■ **WORK REQUIRED**
List all lines in the material below that contain "screenshot".

(Collected data)

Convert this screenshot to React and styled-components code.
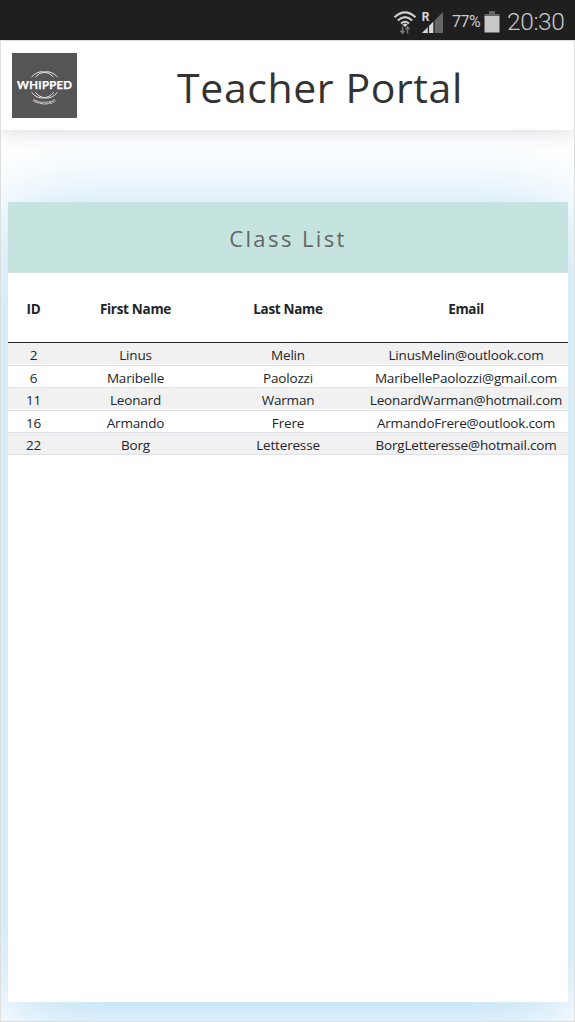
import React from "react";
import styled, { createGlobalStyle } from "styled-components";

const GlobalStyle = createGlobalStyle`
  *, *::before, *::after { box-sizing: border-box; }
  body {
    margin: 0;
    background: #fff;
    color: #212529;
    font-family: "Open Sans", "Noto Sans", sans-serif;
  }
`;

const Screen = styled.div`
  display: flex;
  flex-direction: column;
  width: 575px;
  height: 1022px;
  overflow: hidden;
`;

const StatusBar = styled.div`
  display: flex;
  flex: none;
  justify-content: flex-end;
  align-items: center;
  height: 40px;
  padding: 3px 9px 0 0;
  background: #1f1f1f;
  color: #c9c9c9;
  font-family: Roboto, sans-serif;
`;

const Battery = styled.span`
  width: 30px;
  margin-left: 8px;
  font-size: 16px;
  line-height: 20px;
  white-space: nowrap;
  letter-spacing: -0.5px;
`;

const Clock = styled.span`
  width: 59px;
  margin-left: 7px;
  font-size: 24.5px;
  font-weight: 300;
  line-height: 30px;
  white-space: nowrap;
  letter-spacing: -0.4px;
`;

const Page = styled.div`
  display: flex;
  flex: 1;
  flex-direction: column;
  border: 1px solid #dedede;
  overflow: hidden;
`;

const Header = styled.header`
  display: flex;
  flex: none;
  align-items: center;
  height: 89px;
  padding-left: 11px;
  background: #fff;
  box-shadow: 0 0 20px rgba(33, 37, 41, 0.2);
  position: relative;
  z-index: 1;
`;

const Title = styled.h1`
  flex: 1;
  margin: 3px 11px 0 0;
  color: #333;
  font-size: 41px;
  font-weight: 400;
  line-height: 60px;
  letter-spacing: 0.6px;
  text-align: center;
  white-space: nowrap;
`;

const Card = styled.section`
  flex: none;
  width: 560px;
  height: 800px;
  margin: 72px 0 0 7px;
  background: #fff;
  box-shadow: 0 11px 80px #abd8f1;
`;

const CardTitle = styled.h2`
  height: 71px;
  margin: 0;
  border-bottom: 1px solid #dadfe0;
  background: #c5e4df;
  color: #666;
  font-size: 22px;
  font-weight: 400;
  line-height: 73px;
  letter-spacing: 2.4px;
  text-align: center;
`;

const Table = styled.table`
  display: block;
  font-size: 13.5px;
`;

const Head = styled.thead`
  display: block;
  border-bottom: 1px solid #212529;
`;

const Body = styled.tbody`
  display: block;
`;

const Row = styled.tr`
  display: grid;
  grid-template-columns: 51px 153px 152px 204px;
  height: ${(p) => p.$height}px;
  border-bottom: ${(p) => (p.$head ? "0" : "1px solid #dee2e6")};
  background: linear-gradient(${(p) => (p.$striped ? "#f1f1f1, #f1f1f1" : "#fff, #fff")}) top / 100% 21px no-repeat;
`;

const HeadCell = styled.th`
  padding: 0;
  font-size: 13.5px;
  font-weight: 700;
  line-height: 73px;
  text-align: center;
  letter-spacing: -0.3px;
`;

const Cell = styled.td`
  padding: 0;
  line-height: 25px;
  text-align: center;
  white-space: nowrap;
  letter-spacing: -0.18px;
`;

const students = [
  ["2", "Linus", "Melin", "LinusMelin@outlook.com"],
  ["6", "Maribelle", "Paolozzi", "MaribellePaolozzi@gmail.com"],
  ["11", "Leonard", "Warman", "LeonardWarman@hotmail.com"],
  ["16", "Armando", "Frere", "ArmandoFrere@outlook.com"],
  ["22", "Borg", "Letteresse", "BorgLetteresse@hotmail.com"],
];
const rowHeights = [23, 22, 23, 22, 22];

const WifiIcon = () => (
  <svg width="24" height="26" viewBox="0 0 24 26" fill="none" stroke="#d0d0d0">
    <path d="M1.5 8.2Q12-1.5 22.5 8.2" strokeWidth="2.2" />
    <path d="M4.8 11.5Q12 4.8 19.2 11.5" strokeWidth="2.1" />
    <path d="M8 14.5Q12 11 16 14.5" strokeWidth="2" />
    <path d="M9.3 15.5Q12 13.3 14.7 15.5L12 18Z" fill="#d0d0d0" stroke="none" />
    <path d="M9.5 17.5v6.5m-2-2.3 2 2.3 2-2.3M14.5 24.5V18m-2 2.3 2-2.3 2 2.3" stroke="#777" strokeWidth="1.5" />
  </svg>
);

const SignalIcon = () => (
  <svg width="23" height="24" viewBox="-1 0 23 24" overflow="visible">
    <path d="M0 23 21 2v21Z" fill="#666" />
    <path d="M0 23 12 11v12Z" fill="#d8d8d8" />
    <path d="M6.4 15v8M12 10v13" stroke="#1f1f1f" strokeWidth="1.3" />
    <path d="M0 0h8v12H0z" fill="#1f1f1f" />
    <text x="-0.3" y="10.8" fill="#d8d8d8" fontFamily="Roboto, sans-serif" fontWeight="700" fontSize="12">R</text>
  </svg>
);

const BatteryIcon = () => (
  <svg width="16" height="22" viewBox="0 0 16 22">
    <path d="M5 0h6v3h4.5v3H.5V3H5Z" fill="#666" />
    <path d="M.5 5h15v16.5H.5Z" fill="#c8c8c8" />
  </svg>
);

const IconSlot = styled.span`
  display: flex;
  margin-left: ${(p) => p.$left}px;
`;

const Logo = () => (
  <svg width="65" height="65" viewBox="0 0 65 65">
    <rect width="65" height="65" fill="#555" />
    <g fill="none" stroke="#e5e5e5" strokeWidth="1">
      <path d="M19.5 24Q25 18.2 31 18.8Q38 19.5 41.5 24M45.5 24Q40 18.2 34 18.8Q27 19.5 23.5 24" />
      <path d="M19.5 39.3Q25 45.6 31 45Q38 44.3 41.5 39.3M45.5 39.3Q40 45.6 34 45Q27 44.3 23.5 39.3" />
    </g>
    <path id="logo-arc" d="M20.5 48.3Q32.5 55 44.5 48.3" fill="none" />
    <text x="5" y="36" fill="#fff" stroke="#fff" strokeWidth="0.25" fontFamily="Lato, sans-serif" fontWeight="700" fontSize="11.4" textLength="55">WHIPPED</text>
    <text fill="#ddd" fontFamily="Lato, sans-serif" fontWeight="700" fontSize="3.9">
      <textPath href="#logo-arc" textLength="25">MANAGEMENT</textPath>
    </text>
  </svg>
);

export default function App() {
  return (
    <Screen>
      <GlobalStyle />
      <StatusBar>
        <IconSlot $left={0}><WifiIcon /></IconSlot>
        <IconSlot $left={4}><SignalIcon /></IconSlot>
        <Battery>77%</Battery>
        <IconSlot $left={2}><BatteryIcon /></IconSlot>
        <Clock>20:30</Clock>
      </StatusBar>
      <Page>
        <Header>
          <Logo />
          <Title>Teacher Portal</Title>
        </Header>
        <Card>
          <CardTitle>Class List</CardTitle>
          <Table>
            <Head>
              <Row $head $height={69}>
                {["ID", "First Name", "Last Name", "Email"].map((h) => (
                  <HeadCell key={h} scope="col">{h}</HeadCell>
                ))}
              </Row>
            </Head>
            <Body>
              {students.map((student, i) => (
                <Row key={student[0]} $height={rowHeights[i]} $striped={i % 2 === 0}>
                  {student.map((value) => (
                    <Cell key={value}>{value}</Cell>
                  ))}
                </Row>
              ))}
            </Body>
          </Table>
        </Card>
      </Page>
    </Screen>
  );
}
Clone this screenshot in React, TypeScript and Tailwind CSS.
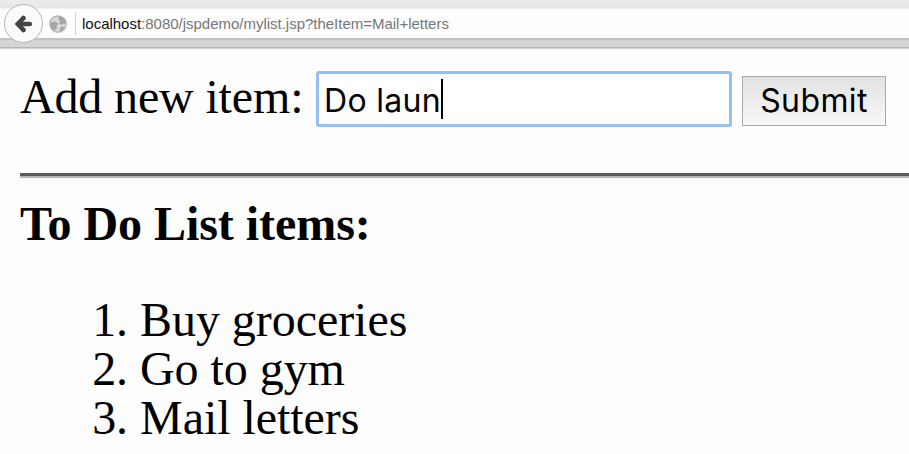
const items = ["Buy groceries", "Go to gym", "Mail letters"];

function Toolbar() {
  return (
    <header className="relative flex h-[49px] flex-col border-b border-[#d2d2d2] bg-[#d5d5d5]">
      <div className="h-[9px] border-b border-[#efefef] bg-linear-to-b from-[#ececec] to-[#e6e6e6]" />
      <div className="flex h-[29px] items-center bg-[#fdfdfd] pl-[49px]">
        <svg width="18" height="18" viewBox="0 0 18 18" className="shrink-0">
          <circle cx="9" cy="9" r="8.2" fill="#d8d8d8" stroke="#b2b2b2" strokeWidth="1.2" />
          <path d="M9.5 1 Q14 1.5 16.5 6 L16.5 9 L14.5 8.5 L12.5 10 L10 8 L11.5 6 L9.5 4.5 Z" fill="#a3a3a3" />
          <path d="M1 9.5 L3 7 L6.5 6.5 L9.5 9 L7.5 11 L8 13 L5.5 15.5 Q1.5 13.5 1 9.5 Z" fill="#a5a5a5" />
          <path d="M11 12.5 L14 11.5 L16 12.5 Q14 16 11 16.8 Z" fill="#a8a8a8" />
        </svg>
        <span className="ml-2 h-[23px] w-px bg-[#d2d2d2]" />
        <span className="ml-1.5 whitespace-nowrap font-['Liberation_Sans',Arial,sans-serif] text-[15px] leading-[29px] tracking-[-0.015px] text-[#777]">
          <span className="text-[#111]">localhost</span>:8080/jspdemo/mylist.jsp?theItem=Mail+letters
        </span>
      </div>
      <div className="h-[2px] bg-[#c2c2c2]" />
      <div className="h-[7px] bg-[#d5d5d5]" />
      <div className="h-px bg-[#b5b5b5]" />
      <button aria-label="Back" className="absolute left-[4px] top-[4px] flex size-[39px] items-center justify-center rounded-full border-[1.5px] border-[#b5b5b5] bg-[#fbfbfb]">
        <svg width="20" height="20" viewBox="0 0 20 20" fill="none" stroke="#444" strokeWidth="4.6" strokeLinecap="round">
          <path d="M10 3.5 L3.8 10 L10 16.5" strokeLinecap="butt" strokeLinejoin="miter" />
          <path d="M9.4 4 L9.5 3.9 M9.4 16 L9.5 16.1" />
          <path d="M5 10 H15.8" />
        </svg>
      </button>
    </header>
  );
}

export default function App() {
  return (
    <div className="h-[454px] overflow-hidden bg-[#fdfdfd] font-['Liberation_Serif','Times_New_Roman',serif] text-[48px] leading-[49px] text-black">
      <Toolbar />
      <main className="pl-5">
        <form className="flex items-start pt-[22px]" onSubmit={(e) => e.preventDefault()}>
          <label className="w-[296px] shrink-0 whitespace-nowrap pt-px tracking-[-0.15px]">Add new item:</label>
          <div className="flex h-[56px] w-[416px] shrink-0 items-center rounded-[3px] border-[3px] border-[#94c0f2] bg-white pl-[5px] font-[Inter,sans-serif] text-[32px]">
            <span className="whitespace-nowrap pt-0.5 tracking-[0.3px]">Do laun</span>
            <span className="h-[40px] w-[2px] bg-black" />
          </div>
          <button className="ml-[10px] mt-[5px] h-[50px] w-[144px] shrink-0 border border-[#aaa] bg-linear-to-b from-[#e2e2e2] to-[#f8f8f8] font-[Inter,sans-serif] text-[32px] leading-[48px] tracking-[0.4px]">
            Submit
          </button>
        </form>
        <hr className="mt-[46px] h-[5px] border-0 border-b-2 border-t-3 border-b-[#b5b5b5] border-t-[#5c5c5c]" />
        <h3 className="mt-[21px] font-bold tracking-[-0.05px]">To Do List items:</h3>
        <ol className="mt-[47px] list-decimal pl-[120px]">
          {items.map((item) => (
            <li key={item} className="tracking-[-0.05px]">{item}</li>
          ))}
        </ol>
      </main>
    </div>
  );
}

■ **ANSWER FOR THIS EXERCISE**
Convert this screenshot to React and styled-components code.
Clone this screenshot in React, TypeScript and Tailwind CSS.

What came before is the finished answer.